"""

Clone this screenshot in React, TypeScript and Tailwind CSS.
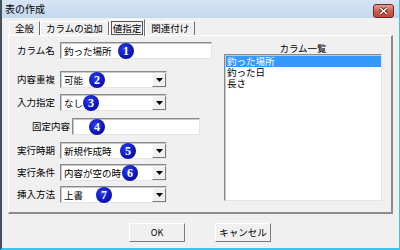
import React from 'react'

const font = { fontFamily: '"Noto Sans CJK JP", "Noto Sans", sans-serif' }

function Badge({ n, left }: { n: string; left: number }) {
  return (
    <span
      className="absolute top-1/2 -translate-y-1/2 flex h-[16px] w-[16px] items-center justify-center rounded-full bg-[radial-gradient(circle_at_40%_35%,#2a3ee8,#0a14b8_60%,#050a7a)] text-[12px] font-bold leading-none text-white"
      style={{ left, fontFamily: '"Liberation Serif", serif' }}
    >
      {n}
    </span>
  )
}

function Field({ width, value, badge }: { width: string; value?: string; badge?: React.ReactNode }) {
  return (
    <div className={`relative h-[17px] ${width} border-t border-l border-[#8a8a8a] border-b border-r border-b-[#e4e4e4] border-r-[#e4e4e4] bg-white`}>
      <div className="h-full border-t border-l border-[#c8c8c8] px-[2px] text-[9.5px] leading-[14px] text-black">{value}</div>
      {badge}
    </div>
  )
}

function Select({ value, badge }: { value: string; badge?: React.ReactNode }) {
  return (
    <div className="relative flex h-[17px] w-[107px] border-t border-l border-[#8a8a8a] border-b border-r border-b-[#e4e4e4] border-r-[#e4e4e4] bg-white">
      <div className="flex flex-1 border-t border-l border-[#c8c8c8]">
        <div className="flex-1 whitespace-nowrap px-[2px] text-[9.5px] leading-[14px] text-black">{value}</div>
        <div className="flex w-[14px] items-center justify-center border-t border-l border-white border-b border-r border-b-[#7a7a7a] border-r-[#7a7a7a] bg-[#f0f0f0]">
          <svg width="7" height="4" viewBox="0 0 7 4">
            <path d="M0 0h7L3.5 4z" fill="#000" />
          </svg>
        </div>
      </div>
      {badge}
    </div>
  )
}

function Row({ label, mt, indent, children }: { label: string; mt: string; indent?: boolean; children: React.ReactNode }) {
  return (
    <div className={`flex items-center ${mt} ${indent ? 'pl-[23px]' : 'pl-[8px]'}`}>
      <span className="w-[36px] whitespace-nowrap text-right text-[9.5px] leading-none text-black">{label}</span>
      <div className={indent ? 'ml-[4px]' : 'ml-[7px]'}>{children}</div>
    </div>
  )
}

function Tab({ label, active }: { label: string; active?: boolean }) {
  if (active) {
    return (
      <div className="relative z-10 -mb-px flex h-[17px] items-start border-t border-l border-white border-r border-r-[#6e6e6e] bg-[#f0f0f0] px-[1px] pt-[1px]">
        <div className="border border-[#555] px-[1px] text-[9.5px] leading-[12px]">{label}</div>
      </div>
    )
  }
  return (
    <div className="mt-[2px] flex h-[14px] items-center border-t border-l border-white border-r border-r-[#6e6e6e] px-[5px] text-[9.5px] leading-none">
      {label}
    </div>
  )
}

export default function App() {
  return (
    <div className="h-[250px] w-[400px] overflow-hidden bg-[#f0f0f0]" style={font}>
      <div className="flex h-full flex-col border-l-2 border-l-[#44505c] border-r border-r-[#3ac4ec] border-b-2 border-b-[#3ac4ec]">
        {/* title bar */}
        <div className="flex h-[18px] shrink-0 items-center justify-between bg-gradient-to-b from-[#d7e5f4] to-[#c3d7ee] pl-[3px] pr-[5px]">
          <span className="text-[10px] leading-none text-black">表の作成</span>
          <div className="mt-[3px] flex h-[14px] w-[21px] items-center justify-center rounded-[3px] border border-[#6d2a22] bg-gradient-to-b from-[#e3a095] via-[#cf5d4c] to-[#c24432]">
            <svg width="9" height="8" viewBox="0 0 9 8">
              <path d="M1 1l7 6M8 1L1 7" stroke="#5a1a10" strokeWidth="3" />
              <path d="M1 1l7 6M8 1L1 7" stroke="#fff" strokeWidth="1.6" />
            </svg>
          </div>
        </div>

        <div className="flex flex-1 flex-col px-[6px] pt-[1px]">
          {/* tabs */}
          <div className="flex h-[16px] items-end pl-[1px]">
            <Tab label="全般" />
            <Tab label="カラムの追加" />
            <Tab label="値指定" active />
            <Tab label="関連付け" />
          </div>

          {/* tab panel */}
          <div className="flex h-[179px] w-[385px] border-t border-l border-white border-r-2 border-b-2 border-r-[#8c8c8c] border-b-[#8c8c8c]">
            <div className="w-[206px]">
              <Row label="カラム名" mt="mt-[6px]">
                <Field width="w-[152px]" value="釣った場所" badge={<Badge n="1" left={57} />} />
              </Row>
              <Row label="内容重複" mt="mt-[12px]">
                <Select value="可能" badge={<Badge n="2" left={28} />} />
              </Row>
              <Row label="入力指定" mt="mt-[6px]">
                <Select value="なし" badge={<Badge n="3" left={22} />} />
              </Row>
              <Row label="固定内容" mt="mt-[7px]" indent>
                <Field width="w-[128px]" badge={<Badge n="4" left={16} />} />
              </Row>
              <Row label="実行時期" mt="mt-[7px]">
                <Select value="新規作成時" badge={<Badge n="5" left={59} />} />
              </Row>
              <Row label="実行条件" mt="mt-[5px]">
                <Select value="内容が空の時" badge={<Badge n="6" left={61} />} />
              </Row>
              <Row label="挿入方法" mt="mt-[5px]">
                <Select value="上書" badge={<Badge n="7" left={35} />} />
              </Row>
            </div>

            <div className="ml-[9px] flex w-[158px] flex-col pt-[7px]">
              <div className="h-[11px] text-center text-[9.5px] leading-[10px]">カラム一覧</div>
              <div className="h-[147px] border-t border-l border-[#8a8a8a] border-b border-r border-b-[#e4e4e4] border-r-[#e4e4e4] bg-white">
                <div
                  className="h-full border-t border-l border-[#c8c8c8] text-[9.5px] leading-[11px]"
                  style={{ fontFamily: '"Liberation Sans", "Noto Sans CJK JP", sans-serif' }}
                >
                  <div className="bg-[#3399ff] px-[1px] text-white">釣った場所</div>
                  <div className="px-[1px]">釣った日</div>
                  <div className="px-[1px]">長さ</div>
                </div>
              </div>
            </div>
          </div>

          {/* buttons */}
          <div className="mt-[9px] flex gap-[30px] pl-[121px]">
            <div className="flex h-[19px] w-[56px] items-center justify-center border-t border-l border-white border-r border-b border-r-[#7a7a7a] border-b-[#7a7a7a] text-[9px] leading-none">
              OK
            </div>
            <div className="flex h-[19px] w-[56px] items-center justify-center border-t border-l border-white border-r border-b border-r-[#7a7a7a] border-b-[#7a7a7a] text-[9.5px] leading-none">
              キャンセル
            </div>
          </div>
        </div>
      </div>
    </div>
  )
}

"""
"""

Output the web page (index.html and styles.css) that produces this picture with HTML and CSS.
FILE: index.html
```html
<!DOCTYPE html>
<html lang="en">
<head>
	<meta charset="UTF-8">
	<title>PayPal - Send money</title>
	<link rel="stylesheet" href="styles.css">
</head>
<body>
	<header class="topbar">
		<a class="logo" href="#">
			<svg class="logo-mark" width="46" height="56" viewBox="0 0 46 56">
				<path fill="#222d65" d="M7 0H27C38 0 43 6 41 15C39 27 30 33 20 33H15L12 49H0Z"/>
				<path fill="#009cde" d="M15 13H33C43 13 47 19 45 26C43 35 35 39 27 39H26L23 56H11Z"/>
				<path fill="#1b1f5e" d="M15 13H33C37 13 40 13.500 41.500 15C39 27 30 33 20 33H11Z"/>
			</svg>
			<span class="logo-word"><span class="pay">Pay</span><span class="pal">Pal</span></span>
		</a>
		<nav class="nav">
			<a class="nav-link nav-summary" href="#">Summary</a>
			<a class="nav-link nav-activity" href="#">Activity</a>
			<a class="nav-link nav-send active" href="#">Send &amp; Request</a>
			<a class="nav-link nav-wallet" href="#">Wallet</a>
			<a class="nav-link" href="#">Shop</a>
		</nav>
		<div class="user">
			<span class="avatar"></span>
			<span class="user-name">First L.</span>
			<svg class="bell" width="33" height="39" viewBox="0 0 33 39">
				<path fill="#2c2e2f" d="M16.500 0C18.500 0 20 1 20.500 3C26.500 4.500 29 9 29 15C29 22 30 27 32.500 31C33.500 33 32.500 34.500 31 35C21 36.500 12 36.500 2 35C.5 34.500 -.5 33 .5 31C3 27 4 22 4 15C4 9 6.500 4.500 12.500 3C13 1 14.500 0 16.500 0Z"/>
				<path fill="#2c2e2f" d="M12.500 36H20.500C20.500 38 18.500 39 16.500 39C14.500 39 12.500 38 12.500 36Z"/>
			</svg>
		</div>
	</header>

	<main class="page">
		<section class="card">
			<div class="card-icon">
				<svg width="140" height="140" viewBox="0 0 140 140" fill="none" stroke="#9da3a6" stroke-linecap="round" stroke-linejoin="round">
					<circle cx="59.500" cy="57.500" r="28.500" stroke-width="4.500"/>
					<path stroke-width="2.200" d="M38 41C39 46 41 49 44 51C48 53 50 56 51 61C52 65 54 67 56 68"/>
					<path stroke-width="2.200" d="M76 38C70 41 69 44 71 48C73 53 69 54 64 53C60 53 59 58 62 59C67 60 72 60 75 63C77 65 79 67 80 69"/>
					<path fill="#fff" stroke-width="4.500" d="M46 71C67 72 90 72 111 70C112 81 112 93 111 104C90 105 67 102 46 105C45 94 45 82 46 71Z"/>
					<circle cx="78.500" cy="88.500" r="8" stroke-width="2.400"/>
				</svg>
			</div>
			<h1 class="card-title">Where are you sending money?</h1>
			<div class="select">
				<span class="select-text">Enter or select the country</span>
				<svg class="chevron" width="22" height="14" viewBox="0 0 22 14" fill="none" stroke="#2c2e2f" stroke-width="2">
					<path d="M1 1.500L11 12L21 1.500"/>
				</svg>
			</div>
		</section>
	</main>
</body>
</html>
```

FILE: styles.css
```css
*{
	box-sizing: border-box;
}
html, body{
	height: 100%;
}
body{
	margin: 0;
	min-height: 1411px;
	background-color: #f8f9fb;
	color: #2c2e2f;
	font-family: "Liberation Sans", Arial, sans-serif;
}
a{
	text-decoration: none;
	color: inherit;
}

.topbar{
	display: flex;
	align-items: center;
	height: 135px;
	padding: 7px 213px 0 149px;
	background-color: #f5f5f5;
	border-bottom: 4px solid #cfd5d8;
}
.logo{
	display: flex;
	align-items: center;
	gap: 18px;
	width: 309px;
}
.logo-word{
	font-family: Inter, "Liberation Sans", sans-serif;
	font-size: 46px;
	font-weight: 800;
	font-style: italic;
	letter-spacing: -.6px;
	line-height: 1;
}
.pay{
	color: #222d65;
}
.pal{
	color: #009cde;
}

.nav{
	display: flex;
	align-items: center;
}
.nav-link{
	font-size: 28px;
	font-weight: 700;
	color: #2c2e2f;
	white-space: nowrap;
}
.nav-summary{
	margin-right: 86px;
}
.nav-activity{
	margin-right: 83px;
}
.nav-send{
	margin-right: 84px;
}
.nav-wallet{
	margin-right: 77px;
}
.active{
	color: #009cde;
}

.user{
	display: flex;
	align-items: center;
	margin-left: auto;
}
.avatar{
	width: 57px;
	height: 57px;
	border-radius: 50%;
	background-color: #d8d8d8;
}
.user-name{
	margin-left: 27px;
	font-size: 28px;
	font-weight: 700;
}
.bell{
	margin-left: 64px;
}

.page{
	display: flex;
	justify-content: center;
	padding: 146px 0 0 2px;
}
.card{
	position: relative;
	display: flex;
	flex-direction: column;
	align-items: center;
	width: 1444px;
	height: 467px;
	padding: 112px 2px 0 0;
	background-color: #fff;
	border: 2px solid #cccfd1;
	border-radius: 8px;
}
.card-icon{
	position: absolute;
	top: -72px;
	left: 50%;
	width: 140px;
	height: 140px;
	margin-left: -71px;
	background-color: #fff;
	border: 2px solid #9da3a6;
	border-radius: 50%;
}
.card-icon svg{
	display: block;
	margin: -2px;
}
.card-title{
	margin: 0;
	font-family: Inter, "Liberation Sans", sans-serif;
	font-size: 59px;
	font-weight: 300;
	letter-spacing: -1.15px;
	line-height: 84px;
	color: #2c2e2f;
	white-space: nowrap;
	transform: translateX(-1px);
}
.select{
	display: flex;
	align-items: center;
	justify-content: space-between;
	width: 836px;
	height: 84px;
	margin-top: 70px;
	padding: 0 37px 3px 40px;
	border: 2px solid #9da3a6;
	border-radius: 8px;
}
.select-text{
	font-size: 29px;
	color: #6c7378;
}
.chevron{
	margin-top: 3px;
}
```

"""
"""

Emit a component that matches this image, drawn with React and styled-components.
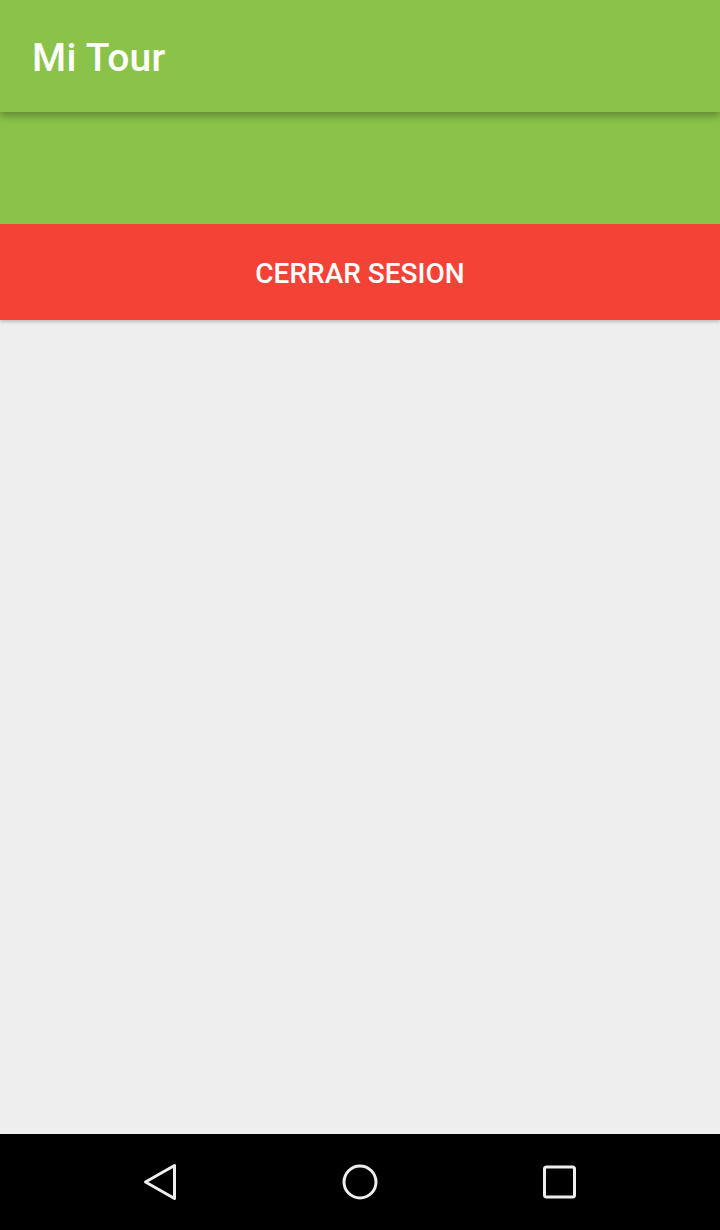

"""

EXERCISE REQUIREMENTS
Tell how many lines contain the word "styles", using only the number.

FULL RESPONSE
3